Almost en masse, the majors left these fringe hydrocarbons to independent producers. Now shale, tight gas and coal-bed methane reserves are going mainstream (see p12). Texas' Barnett Shale on its own accounts for 6% of the US' total gas supply.
The price of developing these unconventional sources has also come down, say analysts. Schork says many of the biggest fields are now viable at prices under $3/'000 cf – less than half the breakeven price assumed in recent years. The proof of this is that output keeps rising, as the largest producers bring new fields on stream, despite months of depressed gas prices.
Indeed, Devon Energy and XTO Energy, Chesapeake Energy and Anadarko – each with large unconventional gas positions – all announced large rises in output this year. While other energy producers have suffered through exposure to oil price fluctuations, the US' gas producers have countered by increasing output, helping to staunch falling share-price valuations along the way (see Figure 3). Devon is the only company so far to have said it will shut in output, taking some of its wells at the Powder River play, in Wyoming, out of action.
The decision by most of the big producers to keep raising output looks risky. But it may pay dividends next year. While these large developers continue to invest, smaller operators are reigning in their upstream businesses, tightening the rig count in the process. In mid-September, Baker Hughes said that just over 1,000 rigs were operating – barely half the figure from a year earlier, and the fewest since 2003.
Total capital expenditure is also likely to fall next year, even if the biggest producers keep theirs relatively steady. Fadel Gheit, an analyst at investment bank Oppenheimer, says more than 40% of the US' gas is produced by privately owned companies, many with limited access to capital markets. That should lead to a reduction in spending while gas prices struggle to break beyond $5/'000 cf.
At the same time, "meaningful" output growth by the large shale-gas players is likely to come through acquisitions next year, suggests Gheit. That combination – slower upstream activity, cannibalism among the rivals and moderate increases in gas prices – could make US producers a canny investment bet, even if the glut takes time to clear.
Beyond how the developers fare in the coming year, however, is the question of what the US will do with all its new gas. Recent discoveries – especially shale and tight gas – have yielded reserves that could transform the country's energy sector. Some claim that, with the right policies, gas could solve the energy security worries that have vexed the nation and its politicians for years.
In June, the Colorado School of Mines' Potential Gas Committee (PGC), an independent authority on the US' gas reserves, said its estimate of the recoverable resource had grown by almost 60% in the past four years, to 2,074 trillion cf. Shale gas accounts for about a third of the resource. The study, said PGC, offers "an exceptionally strong and optimistic gas supply picture for the nation".

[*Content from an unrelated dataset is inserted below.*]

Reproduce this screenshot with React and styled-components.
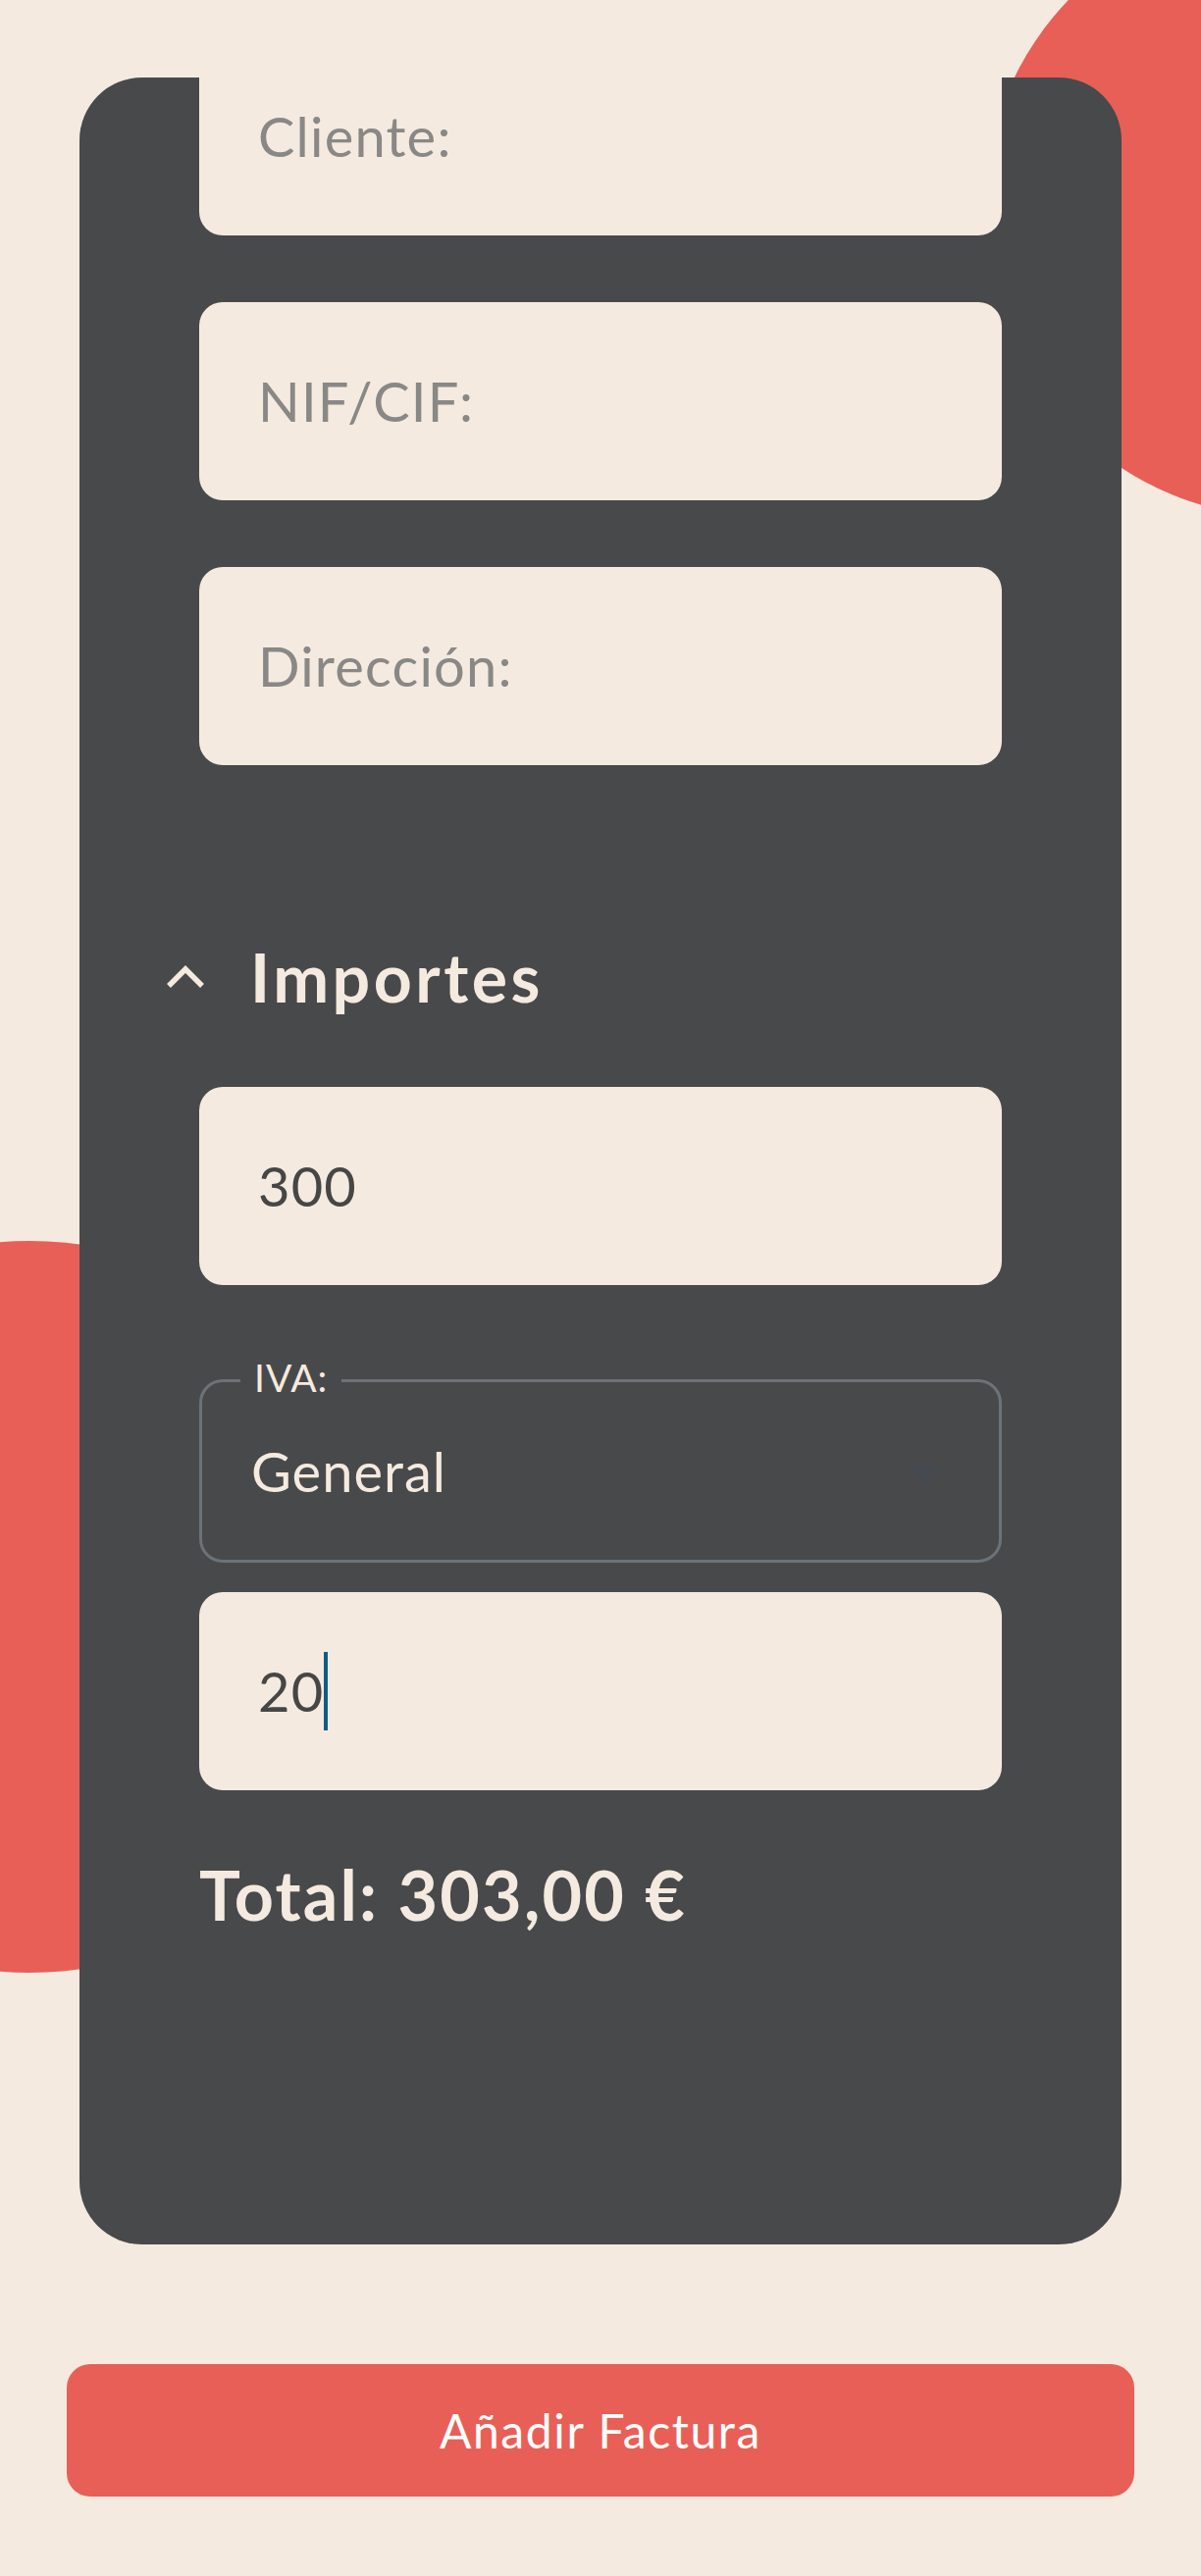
import React from "react";
import styled, { createGlobalStyle } from "styled-components";

const GlobalStyle = createGlobalStyle`
  body {
    margin: 0;
    background: #F5EADF;
    font-family: "Lato", "Open Sans", sans-serif;
  }
`;

const Page = styled.div`
  position: relative;
  height: 2626px;
  overflow: hidden;
  padding-top: 79px;
  box-sizing: border-box;
`;

const Blob = styled.div`
  position: absolute;
  border-radius: 50%;
  background: #E85F57;
  left: ${(p) => p.x}px;
  top: ${(p) => p.y}px;
  width: ${(p) => p.size}px;
  height: ${(p) => p.size}px;
`;

const Card = styled.section`
  position: relative;
  margin-left: 81px;
  width: 1062px;
  height: 2209px;
  box-sizing: border-box;
  padding: 0 122px;
  background: #48494B;
  border-radius: 64px;
  overflow: hidden;
  display: flex;
  flex-direction: column;
`;

const FieldStack = styled.div`
  display: flex;
  flex-direction: column;
  gap: 68px;
  margin-top: -41px;
`;

const Field = styled.div`
  height: 202px;
  flex-shrink: 0;
  box-sizing: border-box;
  padding-left: 60px;
  background: #F5EADF;
  border-radius: 24px;
  display: flex;
  align-items: center;
  font-size: 56px;
  line-height: 1;
  letter-spacing: 1.2px;
  color: ${(p) => (p.$placeholder ? "#8A8886" : "#464646")};
  margin-top: ${(p) => p.$mt || 0}px;
`;

const Caret = styled.span`
  display: inline-block;
  width: 4px;
  height: 80px;
  background: #0E5D85;
`;

const SectionHeader = styled.div`
  height: 100px;
  margin: 166px 0 0 -34px;
  display: flex;
  align-items: center;
  gap: 46px;
`;

const SectionTitle = styled.h2`
  margin: 0;
  font-size: 68px;
  line-height: 1;
  font-weight: 700;
  letter-spacing: 3.5px;
  color: #F5EADF;
`;

const SelectBox = styled.div`
  position: relative;
  margin-top: 96px;
  height: 187px;
  box-sizing: border-box;
  border: 3px solid #6B7378;
  border-radius: 24px;
  padding-left: 50px;
  display: flex;
  align-items: center;
  font-size: 56px;
  line-height: 1;
  letter-spacing: 1px;
  color: #F5EADF;
`;

const SelectLabel = styled.span`
  position: absolute;
  top: -24px;
  left: 39px;
  padding: 0 14px;
  background: #48494B;
  font-size: 39px;
  line-height: 1;
  letter-spacing: 1px;
  color: #F5EADF;
`;

const SelectArrow = styled.svg`
  position: absolute;
  right: 58px;
  top: 85px;
`;

const Total = styled.div`
  margin-top: 71px;
  font-size: 70px;
  line-height: 1;
  font-weight: 700;
  letter-spacing: 2.2px;
  color: #F5EADF;
`;

const SubmitButton = styled.button`
  display: flex;
  align-items: center;
  justify-content: center;
  margin: 122px 0 0 68px;
  width: 1088px;
  height: 135px;
  border: none;
  border-radius: 24px;
  background: #E85F57;
  color: #FFFFFF;
  font-family: inherit;
  font-size: 48px;
  font-weight: 400;
  letter-spacing: 1.6px;
`;

function Chevron() {
  return (
    <svg width="40" height="26" viewBox="0 0 40 26">
      <polyline points="3,22 20,5 37,22" fill="none" stroke="#F5EADF" strokeWidth="5.5" />
    </svg>
  );
}

export default function App() {
  return (
    <>
      <GlobalStyle />
      <Page>
        <Blob x={1002} y={-96} size={624} />
        <Blob x={-343} y={1265} size={746} />
        <Card>
          <FieldStack>
            <Field $placeholder>Cliente:</Field>
            <Field $placeholder>NIF/CIF:</Field>
            <Field $placeholder>Dirección:</Field>
          </FieldStack>

          <SectionHeader>
            <Chevron />
            <SectionTitle>Importes</SectionTitle>
          </SectionHeader>

          <Field $mt={62}>300</Field>

          <SelectBox>
            <SelectLabel>IVA:</SelectLabel>
            General
            <SelectArrow width="34" height="17" viewBox="0 0 34 17">
              <polygon points="0,0 34,0 17,17" fill="#454A51" />
            </SelectArrow>
          </SelectBox>

          <Field $mt={30}>
            20
            <Caret />
          </Field>

          <Total>Total: 303,00 €</Total>
        </Card>
        <SubmitButton>Añadir Factura</SubmitButton>
      </Page>
    </>
  );
}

That could be an understatement. Notwithstanding some environmental opposition to shale-gas development, recently established reserves should end the US' need to import significant volumes of gas. Unconventional gas supplied about 30% of the US market in 2000, according to Ziff Energy, a Canadian consultancy. By 2020, it will meet the bulk of demand.
This is bad news for LNG exporters – as well as for Canadian piped gas. There, the same wealth of reserves has depressed domestic prices just as the main export market looks increasingly saturated. The speculative plans of companies such as Russia's Gazprom, which has talked of exporting gas to the US, can also now be discounted.
But it could be good news as the US' attempts to wean itself off foreign energy. And forget the cries to drill for more crude in Alaska's untouched wilderness, because gas – not oil – could provide the energy the US relies on in the future.
That is the argument of men such as T Boone Pickens, the tycoon who has crusaded relentlessly (and spent heavily on advertising) in the past year to promote a plan to convert the US to a combination of wind power and gas-powered vehicles (NGVs). He has won support for his plan from environmentalists, including former vice-president and climate-change agitator Al Gore. Pickens was quick to comment on the PGC's reserves statement, saying it would support his campaign to kick-start the transition.
His plan is making headway in Washington. During the summer, the House of Representatives approved a bill that would give the DOE $150m over five years to research and develop NGVs (PE 9/09 p18). Other legislation could increase tax credits for new NGVs. This has all been tried before – the Clear Act component of the 2005 Energy Policy Act brought several incentives for NGVs, among other alternative-fuel vehicles – but the rapid growth in the US' gas reserves is bringing greater momentum.
There is some way to go before the plan can achieve mass penetration. Honda is the only auto-manufacturer in the US market supplying vehicles that run on natural gas. And the country's fleet accounts for just over 1% of the world total. Yet the Pickens Plan suggests that it is the infancy of the US's NGV market and infrastructure that makes the transition attractive. Freeing up excess gas spent generating electricity – by expanding wind-power capacity – building a network of filling stations, and converting existing engines to handle the fuel would generate jobs. To take just one of these: at present the US has only 1,100 NGV filling stations, but more than 200,000 conventional ones.
The US has not been shy about Keynesian-style stimulus spending to generate jobs; investing to free the US of its oil-import dependency, argues the Pickins Plan, makes sense – especially if the country will spend $10 trillion on oil imports in the next decade.
Yet there are other problems. Natural gas does not carry the same calorific punch as gasoline, so NGVs have a smaller range. That could be a difficult sell in the home of the open highway (although such concerns are irrelevant in cities, which NGV America, an advocacy group, says will see the biggest growth).
An even bigger threat will come from the ethanol and oil lobbies, which will be reluctant to cede their dominant positions. But that could change if the majors – most of which ignored the unconventional gas plays – go shopping for shale assets, as BP has already started to do. Congressmen from coal states could also be difficult to persuade to back natural gas.
Nevertheless, gas has geology on its side, especially where oil is the alternative. Short of annexing Canada's oil sands, there is nothing the US can do to reverse the long-term decline of its oil reserves and production. By contrast, cheap, plentiful and cleaner-burning gas could become the country's dominant fuel.
Imagine a world in which the US' appetite for foreign oil is greatly diminished, alongside the country's greenhouse-gas emissions. Hydraulic fracturing does not sound too glamorous, but its arrival in the mainstream could be one of the most important developments in the energy sector in decades.